Podia ser apenas uma
piada – mas não foi. Foi, isso sim, algo mais próximo do lapso
freudiano. Munido de inesgotáveis pilhas e fé em gado alado,
António Costa está a governar o país como se as vacas pudessem
voar: contra todas as probabilidades e com uma dose bovina de
pensamento mágico. Reparem, aliás, que o objecto em causa não só
era vaca, como era leiteira. Até o adjectivo é revelador:
“leiteira” no sentido popular de “sorte” e “fortuna ao
jogo”.
Não, não estou a
embirrar com o primeiro-ministro. Acredito profundamente na
importância simbólica da sua vaca voadora, porque ela traduz uma
característica fulcral da psique portuguesa, que nos marca pelo
menos desde o milagre de Ourique: a crença numa intervenção
sobrenatural como forma de ultrapassar dificuldades naturais. No
tempo de D. Afonso Henriques, Deus intervinha pessoalmente nas
batalhas, colocando-se ao lado dos justos – a independência de
Portugal passou a justificar-se porque o próprio Senhor do Universo
decidira interromper os seus afazeres galácticos para abençoar o
jovem Afonso na luta contra os mouros. Já António Costa prefere
entregar o papel de Deus a uma vaca voadora – Portugal não vai
voltar a afundar-se nos mercados internacionais, apesar da acumulação
de indicadores desfavoráveis e da aberrante coligação
anticapitalista, pela simples razão de que não há impossíveis. As
vacas voam!
O objectivo do
bovino eléctrico é, afinal, o mesmo do milagre de Ourique, tal como
é o mesmo do mito sebástico: transferir para os céus ou para o
futuro a resolução dos nossos problemas imediatos. O voluntarismo
português, que António Costa ilustrou com a sua vaca volitante, não
é nunca uma tentativa de superação – é uma fezada, um desejo de
milagre.

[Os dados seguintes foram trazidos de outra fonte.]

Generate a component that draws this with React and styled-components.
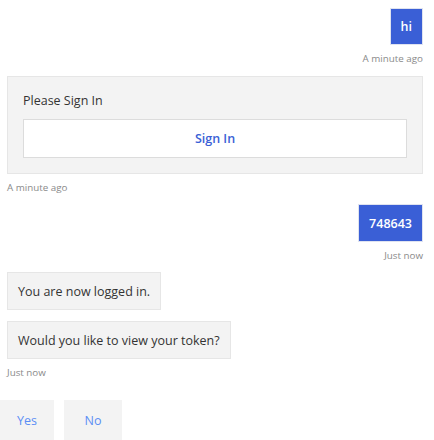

Em todo o lado existem discursos motivacionais, mas o seu
objectivo costuma ser o de convocar o povo para os sacrifícios que
se avizinham, à maneira de Churchill: “Só tenho para oferecer
sangue, suor e lágrimas.” Aquilo que sempre apreciei no discurso
de Passos Coelho, Vítor Gaspar ou Maria Luís Albuquerque foi a
ausência de paninhos quentes e a admissão de que era necessário
fazer sacrifícios para que o país voltasse a ser credível cá
dentro e lá fora.
Como se vê, esse
discurso acabou, acusado de “colaboracionismo”. E entre as mais
graves reposições de António Costa está precisamente essa
mentalidade messiânica e parola, sempre em busca de um golpe de
sorte que resolva a nossa vida por nós – olhem, até as vacas
voam! Não, pá, não voam. E não precisamos que voem. O que
precisamos, como dizia Natália Correia, é de espetar os cornos no
destino. É duro, dá trabalho, mas mil vezes isso do que gastar a
vida à procura de vaporosas manadas no céu socialista, com o país
preso por um fio de coco.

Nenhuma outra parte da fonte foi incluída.